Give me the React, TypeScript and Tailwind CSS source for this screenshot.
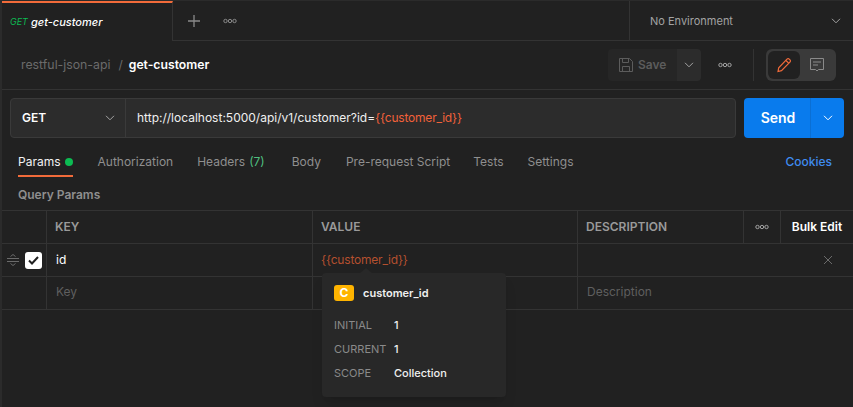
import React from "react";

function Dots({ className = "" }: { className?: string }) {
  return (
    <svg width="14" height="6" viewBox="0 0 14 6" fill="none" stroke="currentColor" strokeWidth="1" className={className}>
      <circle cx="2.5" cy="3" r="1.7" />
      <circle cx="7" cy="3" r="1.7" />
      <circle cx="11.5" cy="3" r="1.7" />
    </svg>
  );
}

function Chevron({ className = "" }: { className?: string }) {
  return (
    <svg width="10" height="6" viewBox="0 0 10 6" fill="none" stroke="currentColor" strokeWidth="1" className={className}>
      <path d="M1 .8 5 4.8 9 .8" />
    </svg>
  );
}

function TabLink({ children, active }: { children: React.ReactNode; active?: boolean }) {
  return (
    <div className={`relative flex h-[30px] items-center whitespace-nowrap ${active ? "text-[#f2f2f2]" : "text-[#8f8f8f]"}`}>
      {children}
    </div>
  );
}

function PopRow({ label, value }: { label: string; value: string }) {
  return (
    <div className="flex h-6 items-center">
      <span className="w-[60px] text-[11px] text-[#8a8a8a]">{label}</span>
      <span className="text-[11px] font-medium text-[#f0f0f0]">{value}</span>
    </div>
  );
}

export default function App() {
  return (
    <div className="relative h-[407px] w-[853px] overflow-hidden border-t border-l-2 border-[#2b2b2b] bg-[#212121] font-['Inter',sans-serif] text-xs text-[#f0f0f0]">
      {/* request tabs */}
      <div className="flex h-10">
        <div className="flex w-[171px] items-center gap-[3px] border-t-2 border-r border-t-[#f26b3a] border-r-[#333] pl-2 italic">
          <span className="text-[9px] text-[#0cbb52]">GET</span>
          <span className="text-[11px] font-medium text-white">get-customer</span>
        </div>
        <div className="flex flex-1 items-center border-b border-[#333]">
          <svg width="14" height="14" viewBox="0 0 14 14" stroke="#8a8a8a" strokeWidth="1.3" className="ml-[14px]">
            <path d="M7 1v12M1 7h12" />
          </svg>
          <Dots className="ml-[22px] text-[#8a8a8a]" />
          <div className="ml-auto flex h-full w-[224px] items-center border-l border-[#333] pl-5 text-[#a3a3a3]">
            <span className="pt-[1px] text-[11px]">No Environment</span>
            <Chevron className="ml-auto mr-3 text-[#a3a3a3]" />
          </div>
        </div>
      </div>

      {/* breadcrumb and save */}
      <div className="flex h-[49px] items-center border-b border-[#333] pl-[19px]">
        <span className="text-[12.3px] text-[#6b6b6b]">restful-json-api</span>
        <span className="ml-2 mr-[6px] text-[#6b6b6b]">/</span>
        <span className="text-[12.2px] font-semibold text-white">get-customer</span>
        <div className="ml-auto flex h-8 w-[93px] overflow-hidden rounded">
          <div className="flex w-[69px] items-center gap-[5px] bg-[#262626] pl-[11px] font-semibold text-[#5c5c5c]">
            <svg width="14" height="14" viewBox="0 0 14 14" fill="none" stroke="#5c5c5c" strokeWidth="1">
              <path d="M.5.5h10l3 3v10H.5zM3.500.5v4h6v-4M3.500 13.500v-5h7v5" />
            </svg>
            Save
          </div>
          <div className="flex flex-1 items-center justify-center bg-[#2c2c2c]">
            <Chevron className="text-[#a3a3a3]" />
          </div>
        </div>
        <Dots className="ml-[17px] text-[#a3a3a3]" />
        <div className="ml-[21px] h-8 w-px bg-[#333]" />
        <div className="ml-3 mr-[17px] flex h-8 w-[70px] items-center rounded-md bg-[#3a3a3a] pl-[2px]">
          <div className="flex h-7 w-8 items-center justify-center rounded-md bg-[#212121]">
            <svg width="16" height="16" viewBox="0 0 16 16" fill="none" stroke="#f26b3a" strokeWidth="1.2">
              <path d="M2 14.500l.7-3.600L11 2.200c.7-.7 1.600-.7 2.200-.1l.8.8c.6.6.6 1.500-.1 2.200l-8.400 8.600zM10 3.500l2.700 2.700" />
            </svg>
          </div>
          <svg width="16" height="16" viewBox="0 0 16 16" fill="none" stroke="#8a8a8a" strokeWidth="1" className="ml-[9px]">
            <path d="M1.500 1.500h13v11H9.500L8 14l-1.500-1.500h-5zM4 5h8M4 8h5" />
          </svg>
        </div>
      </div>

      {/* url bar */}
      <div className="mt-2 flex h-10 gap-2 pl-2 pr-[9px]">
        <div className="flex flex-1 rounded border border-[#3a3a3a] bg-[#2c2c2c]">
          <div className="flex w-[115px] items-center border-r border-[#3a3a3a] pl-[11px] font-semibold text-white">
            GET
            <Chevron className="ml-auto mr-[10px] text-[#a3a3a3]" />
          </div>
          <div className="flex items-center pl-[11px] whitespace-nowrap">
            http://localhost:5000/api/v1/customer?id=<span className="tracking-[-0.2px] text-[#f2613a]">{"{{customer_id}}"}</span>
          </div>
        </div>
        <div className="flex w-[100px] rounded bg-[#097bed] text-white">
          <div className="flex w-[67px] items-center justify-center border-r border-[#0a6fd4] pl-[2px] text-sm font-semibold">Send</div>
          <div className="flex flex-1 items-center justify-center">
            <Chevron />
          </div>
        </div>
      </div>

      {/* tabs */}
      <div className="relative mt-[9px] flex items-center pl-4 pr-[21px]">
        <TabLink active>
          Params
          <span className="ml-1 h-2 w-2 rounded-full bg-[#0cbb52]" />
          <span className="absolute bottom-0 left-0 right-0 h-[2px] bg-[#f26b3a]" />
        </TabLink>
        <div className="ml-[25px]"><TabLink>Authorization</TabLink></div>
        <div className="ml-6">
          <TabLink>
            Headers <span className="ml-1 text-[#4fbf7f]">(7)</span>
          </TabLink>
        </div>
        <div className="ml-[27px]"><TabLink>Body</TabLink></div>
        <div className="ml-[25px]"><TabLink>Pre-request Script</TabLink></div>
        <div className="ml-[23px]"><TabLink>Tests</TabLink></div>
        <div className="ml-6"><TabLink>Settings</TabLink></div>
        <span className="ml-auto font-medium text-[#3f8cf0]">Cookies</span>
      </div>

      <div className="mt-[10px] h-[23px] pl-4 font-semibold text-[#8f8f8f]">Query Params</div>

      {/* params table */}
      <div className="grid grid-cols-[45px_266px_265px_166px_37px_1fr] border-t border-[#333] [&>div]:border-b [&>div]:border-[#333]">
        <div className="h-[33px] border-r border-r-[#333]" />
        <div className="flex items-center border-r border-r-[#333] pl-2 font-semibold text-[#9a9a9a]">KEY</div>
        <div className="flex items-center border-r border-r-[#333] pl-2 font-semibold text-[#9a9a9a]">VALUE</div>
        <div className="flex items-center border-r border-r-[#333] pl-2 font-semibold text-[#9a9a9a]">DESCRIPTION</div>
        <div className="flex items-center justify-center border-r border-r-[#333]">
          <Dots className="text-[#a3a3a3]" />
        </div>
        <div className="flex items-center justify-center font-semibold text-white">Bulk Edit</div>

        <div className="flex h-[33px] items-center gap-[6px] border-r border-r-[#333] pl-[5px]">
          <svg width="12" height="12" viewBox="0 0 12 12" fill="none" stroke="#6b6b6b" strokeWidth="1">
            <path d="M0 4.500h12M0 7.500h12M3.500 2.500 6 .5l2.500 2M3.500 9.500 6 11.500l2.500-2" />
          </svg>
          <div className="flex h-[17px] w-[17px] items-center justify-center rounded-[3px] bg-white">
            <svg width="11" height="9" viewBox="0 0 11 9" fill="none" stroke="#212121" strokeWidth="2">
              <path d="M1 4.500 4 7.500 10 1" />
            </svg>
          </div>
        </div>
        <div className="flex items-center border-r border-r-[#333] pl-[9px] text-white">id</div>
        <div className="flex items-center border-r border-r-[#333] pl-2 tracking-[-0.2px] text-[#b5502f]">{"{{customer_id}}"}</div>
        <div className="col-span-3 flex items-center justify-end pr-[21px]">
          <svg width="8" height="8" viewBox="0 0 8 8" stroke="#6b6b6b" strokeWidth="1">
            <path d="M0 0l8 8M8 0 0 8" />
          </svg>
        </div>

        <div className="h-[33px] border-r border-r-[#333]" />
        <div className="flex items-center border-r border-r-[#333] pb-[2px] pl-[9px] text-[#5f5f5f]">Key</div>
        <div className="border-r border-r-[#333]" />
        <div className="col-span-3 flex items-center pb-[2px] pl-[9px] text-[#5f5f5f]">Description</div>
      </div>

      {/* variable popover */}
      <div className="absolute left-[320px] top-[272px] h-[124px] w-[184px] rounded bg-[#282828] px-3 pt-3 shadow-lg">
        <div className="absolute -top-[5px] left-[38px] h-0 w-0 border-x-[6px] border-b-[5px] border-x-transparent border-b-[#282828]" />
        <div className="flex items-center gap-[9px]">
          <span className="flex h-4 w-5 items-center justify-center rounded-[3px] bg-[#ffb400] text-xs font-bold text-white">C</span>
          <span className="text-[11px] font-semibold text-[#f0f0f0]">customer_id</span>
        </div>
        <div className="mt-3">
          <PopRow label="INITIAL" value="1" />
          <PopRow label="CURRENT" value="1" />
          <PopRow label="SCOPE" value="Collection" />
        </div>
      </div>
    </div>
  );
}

■ ■ ■

▶ _TASK GOAL_
Take every line above carrying "React" and return it.

▶ _WRITTEN SOLUTION_
Give me the React, TypeScript and Tailwind CSS source for this screenshot.
import React from "react";
function TabLink({ children, active }: { children: React.ReactNode; active?: boolean }) {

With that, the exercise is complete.